Colbert is the rich, pampered socialite Ellie Andrews, a woman so controlled by her father that she married a man just because he didn't want her to. When she jumps off the yacht (?) her father owns at the beginning of the film, she ends up meeting newspaper man Peter Warne (Gable) on the bus at the depot in Miami. She's trying to make her way to New York to her husband without getting caught by the press (apparently nothing else of newsworthy note is occurring in the world). He's trying to get the scoop on her to save his career and together the two make a deal - he'll get unlimited access and the story, she'll get to New York unnoticed.

This is what is called the meet-cute in movie parlance.

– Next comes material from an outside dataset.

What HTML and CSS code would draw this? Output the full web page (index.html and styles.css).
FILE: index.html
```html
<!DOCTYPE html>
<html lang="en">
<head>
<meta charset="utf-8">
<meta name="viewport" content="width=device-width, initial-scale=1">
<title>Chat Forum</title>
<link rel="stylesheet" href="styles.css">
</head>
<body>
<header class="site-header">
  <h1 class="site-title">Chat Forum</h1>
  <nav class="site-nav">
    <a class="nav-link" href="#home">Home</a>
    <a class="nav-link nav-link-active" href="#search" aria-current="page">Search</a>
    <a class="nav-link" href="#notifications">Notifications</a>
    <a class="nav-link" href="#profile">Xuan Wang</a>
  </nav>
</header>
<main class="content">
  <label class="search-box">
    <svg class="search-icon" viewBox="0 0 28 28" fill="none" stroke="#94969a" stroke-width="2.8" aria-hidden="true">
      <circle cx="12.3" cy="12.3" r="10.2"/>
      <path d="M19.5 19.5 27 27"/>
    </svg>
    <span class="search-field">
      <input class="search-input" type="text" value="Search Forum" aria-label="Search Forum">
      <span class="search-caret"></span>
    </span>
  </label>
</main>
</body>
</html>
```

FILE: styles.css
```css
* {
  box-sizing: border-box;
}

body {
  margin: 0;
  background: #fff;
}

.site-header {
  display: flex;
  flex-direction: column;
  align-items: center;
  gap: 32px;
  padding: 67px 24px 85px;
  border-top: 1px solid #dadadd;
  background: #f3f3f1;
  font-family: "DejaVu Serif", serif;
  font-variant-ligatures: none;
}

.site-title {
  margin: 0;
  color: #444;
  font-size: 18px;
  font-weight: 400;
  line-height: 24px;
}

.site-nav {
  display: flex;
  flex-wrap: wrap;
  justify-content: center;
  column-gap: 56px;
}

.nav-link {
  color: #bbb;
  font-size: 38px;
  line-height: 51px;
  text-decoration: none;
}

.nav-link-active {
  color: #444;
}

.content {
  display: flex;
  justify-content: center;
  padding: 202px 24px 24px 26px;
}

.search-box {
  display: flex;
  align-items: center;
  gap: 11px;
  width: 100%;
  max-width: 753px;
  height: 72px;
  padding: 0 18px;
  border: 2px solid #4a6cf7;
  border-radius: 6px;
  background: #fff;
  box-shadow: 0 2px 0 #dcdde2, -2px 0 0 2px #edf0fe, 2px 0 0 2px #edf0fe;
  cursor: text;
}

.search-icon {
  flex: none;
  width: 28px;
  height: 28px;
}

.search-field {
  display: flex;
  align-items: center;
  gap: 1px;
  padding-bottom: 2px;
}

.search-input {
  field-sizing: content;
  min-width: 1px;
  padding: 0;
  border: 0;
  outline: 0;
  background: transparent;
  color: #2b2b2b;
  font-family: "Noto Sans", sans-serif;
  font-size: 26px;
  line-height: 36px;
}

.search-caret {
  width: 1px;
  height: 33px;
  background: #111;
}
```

And their meeting on the bus is pretty cute. Along with their interactions throughout the film, most memorably the way they play off each other in their hotel room when being interrogated by detectives sent by her father. They just click, and they both realize it.

There are of course some miscommunications, but all ends well with the "walls of Jericho" finally coming down. Being the first rom-com, it set the stage for what all of them contain - opposites attract, initial dislike of each other, the falling in love over a very short period of time. As the first, It Happened One Night is quite charming (just overlook some of the dated gender stereotypes about men and women).

Thursday, August 17, 2017

Bonnie and Clyde

I hit up my local Cinemark for their showing of Bonnie and Clyde, a classic from 1967 celebrating its 40th anniversary. I've always been curious about this film, as it gets name-checked a lot in film circles.

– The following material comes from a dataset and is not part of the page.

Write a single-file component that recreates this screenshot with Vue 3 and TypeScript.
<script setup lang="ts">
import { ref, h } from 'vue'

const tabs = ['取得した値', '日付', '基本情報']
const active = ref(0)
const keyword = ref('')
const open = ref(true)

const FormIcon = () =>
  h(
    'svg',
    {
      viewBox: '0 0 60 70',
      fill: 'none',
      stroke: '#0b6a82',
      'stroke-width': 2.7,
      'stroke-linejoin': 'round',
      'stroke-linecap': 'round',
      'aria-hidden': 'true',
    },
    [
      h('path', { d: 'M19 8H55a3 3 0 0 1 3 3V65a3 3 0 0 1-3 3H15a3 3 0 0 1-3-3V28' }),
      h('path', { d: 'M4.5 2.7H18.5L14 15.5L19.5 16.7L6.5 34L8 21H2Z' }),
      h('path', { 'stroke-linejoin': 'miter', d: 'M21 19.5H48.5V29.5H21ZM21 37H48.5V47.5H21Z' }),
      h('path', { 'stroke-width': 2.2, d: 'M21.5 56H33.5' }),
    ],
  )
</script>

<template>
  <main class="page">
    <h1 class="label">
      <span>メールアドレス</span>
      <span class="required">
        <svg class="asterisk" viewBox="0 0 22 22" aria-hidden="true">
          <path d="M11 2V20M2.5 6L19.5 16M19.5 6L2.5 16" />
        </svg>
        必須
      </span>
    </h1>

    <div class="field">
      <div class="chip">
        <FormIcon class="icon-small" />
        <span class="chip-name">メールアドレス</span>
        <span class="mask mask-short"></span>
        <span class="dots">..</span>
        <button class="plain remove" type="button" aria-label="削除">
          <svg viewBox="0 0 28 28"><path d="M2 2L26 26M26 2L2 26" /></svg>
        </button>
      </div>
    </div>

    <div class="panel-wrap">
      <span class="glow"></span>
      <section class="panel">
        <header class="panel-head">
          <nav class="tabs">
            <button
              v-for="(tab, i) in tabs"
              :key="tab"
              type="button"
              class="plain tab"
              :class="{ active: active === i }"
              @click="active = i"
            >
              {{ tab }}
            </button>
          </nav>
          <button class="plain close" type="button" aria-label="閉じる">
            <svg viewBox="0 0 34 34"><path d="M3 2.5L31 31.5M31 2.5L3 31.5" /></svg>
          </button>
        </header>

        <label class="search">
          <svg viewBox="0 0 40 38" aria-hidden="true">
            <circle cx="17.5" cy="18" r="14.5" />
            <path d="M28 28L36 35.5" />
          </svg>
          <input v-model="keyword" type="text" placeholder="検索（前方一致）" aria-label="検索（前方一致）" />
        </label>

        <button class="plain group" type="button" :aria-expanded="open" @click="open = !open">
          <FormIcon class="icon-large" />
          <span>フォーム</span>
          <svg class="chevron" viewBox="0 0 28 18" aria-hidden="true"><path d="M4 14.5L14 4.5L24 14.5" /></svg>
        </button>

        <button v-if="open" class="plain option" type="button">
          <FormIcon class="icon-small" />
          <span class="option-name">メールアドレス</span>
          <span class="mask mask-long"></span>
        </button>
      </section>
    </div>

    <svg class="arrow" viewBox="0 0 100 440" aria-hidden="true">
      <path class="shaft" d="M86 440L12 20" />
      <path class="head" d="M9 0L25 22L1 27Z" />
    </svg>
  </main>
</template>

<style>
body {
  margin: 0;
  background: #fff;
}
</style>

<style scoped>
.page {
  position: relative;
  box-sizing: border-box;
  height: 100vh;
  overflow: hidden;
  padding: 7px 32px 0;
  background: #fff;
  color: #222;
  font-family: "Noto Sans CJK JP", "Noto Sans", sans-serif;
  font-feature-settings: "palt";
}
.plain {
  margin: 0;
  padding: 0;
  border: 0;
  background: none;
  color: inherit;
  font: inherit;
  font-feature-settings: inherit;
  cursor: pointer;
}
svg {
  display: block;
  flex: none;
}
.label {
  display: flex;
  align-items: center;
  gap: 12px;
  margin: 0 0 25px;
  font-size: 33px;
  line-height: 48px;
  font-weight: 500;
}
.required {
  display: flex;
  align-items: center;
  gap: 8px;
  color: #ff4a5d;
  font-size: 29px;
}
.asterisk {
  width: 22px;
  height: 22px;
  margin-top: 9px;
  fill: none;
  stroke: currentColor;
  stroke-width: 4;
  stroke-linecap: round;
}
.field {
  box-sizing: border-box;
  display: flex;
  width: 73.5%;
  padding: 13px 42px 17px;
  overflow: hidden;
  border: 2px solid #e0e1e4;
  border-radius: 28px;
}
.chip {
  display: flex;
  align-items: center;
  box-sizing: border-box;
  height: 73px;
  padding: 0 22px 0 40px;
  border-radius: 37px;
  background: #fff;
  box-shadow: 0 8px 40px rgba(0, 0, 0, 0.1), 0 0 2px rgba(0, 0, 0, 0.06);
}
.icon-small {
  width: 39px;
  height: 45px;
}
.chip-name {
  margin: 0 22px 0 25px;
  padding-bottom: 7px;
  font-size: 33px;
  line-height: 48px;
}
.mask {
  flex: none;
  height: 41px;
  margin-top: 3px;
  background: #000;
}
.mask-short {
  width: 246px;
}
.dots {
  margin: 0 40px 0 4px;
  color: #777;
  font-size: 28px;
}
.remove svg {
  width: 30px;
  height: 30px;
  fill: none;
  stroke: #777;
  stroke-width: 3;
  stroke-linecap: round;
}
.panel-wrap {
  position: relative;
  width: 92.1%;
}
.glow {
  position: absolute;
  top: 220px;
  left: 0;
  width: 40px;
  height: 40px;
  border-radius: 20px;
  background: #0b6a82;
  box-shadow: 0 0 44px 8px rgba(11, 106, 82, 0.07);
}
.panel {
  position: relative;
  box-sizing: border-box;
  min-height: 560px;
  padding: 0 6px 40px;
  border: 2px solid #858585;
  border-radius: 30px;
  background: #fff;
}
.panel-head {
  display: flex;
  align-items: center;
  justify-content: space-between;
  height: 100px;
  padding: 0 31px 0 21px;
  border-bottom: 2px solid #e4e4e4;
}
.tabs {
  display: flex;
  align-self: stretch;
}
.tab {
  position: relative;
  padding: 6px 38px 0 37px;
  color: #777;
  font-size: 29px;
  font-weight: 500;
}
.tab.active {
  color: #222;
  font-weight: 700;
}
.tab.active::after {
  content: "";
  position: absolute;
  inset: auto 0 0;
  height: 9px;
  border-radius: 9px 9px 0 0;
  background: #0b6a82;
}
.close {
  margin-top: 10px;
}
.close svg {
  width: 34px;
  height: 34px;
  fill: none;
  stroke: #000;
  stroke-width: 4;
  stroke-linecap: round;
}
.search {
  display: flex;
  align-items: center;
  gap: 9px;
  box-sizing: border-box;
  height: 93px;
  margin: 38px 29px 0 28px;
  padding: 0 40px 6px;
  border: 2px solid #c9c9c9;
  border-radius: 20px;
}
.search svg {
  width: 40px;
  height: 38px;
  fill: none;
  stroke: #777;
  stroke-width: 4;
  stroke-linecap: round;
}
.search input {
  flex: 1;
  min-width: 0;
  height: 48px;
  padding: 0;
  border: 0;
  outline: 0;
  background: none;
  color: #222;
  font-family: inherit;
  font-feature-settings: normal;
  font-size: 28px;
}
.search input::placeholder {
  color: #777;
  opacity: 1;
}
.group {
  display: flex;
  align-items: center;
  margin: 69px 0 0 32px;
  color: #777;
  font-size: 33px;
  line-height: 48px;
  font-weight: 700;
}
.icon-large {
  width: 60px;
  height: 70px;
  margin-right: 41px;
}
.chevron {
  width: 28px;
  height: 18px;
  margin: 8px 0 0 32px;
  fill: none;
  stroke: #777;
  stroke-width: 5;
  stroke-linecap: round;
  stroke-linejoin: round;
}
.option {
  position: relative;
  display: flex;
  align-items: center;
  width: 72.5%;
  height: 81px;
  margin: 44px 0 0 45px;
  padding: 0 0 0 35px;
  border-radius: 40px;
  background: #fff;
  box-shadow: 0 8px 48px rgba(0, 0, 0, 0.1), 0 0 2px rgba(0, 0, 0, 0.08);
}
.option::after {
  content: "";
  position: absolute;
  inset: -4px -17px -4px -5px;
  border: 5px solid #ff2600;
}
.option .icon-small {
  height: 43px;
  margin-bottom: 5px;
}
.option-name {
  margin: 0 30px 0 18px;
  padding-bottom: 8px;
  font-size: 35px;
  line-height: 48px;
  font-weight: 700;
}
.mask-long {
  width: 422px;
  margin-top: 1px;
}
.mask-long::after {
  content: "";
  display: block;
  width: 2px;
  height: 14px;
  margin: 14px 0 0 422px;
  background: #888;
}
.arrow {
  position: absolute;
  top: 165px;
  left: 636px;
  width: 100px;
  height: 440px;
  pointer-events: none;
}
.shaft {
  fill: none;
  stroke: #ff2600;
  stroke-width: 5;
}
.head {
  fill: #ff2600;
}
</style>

I didn't particularly care for the film. It was oddly shot and oddly edited. The music was odd. I didn't believe any of the motivations for the characters (Bonnie and Clyde and the Barrow gang must have been more interesting in real life, right?). I couldn't stop thinking about how Bonnie always looked so fabulous when she left with Clyde on a whim one day with nothing.

The film is fun just for seeing a very young and very handsome Warren Beatty. Other than that, I'd likely skip it.